Elle a fixé les dates limites d'envoi des conditions générales de vente (CGV) au 21 novembre et au 5 décembre, au lieu des 15 et 30 novembre, pour tenir compte du délai de promulgation. 

Depuis le début, nous rappelons que ce texte modeste ne répond pas au vrai problème des marges et pratiques abusives des centrales d'achat. Il faudra en traiter lors de la future refonte du cadre des négociations commerciales.

En utilisant les négociations commerciales contre l'inflation, le Gouvernement contrecarre la logique des lois Égalim, à savoir la construction du prix en partant de l'amont agricole.
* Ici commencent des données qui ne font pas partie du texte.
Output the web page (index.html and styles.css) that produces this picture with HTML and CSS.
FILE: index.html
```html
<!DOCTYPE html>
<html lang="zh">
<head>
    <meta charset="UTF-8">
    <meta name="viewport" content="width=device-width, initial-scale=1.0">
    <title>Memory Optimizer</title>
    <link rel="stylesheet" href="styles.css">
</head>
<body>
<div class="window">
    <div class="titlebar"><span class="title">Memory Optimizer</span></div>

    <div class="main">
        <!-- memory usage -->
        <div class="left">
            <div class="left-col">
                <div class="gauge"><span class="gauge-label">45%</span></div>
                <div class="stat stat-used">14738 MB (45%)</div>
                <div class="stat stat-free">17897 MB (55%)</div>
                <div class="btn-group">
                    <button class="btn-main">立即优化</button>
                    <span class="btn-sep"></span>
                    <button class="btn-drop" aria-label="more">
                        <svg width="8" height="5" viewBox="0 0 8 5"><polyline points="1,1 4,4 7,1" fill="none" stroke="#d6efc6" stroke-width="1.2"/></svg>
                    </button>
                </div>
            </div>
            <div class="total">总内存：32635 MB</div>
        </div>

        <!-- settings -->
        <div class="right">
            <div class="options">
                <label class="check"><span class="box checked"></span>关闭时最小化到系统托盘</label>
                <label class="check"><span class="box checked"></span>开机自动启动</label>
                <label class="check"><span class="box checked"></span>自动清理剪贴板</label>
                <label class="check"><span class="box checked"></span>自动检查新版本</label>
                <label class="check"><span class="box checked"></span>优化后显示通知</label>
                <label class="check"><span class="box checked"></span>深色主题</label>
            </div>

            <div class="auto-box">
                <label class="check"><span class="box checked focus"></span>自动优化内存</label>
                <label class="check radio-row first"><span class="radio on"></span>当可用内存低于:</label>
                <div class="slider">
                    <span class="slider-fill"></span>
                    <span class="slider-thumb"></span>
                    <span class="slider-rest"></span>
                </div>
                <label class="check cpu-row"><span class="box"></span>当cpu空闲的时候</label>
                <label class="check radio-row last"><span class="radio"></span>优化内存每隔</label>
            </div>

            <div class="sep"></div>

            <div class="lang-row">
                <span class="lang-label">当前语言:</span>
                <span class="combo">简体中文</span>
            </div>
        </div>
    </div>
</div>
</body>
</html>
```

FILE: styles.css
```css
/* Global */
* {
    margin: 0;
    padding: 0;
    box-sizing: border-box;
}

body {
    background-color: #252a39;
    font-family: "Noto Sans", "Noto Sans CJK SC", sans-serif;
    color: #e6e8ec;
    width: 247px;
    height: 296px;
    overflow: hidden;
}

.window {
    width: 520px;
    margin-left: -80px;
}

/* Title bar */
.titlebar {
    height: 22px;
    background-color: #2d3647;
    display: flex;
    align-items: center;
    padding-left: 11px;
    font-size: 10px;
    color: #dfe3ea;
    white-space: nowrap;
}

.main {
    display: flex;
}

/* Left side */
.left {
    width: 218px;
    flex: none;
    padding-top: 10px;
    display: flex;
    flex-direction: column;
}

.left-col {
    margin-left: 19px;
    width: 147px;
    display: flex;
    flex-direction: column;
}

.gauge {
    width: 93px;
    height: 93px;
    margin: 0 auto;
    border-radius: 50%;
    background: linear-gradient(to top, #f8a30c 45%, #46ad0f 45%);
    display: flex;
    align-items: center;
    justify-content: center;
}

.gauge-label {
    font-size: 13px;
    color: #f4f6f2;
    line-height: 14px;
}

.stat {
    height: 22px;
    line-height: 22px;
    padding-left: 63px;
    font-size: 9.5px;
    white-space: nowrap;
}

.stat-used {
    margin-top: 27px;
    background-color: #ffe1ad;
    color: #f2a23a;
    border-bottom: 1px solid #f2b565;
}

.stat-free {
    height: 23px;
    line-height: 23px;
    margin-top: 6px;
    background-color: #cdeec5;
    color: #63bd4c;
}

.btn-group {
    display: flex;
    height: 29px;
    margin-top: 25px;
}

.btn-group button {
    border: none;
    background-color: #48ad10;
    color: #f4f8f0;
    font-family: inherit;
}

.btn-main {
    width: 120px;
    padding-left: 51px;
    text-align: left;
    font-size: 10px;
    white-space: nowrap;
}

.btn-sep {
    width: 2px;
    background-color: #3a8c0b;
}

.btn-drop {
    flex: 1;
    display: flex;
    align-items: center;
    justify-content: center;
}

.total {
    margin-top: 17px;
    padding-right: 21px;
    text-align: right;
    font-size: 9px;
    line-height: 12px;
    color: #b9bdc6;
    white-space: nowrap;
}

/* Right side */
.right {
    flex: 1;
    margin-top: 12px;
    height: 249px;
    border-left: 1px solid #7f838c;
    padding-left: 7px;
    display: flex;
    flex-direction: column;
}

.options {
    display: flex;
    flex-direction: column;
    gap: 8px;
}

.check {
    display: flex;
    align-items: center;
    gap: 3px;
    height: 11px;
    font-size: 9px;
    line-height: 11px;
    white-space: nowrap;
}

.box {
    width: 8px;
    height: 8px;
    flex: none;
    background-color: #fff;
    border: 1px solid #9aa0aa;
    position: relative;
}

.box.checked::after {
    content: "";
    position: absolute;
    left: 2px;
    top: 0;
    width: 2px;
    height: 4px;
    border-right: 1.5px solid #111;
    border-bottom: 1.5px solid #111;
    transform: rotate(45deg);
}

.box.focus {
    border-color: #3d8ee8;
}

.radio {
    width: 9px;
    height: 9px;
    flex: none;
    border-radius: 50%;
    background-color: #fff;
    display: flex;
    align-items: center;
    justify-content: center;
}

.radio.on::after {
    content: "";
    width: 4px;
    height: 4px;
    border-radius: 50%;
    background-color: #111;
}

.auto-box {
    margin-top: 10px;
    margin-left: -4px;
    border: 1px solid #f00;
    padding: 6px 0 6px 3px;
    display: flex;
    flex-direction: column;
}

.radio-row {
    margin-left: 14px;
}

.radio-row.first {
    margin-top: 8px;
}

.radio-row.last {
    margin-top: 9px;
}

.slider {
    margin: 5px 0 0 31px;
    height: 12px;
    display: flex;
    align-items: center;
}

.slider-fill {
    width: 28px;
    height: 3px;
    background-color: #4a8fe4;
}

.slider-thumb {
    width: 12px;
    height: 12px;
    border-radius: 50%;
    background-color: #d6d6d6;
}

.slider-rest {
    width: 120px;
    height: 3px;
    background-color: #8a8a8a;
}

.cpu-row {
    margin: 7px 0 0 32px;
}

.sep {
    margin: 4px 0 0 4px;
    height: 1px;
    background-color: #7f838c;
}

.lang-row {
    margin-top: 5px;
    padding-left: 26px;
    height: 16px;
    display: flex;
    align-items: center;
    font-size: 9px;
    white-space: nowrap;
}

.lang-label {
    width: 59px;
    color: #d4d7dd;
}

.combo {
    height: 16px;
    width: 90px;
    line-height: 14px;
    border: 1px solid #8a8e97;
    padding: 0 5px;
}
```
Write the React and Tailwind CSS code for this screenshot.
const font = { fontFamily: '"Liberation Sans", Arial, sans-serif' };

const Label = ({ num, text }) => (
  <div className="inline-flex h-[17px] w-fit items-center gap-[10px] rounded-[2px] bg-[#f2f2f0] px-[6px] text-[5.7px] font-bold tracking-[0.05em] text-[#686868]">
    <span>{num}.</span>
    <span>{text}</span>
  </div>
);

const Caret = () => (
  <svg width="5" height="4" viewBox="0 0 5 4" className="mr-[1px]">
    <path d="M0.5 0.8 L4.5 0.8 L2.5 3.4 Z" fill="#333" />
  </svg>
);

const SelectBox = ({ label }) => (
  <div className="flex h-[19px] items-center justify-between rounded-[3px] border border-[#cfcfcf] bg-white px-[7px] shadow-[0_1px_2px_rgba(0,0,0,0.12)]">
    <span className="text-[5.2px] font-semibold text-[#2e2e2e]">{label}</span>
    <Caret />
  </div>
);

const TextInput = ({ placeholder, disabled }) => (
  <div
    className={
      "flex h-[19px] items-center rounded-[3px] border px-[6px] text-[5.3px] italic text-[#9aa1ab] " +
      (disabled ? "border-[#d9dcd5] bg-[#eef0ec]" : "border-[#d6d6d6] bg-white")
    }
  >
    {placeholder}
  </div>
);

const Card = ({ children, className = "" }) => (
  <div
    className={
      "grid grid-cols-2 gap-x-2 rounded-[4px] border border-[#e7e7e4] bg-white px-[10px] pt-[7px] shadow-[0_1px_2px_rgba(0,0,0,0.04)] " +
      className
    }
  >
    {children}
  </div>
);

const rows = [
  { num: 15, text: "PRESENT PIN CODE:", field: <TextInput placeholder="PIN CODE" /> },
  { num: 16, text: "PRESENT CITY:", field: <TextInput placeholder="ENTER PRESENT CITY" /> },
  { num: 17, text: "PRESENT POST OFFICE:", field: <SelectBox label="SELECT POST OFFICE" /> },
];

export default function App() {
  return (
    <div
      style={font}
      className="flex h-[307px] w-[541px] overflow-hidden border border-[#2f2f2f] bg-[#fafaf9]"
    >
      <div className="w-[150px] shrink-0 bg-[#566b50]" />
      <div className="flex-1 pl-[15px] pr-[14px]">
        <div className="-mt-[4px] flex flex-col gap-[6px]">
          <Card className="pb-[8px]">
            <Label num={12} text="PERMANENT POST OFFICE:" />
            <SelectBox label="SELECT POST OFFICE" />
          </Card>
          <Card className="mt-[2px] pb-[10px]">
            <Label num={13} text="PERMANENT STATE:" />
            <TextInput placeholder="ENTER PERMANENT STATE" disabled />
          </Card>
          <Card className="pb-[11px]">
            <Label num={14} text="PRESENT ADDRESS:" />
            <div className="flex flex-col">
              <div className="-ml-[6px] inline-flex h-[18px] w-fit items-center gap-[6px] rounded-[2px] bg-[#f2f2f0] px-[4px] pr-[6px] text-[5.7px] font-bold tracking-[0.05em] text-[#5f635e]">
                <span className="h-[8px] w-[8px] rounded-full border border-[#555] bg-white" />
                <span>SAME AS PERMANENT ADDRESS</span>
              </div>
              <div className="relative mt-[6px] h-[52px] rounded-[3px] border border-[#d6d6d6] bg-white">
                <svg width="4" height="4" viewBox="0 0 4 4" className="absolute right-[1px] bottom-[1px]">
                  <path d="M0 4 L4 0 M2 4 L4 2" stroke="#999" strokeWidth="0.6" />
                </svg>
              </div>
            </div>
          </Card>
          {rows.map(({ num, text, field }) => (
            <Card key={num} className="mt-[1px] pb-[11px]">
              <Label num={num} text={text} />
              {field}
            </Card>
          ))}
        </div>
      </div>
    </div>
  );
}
Nous serons attentifs aux effets collatéraux sur la rémunération des producteurs. (Applaudissements sur les travées du groupe UC et du RDPI ; Mme Dominique Estrosi Sassone applaudit également.)

Mme Olivia Grégoire, ministre déléguée chargée des petites et moyennes entreprises, du commerce, de l'artisanat et du tourisme .  - Je salue l'accord trouvé en CMP. Vous avez avancé les négociations à janvier 2024 afin de répercuter des baisses de prix de nombreux produits de grande consommation. Sur un an, la baisse des prix agricoles à la production et des prix industriels a atteint 7 %.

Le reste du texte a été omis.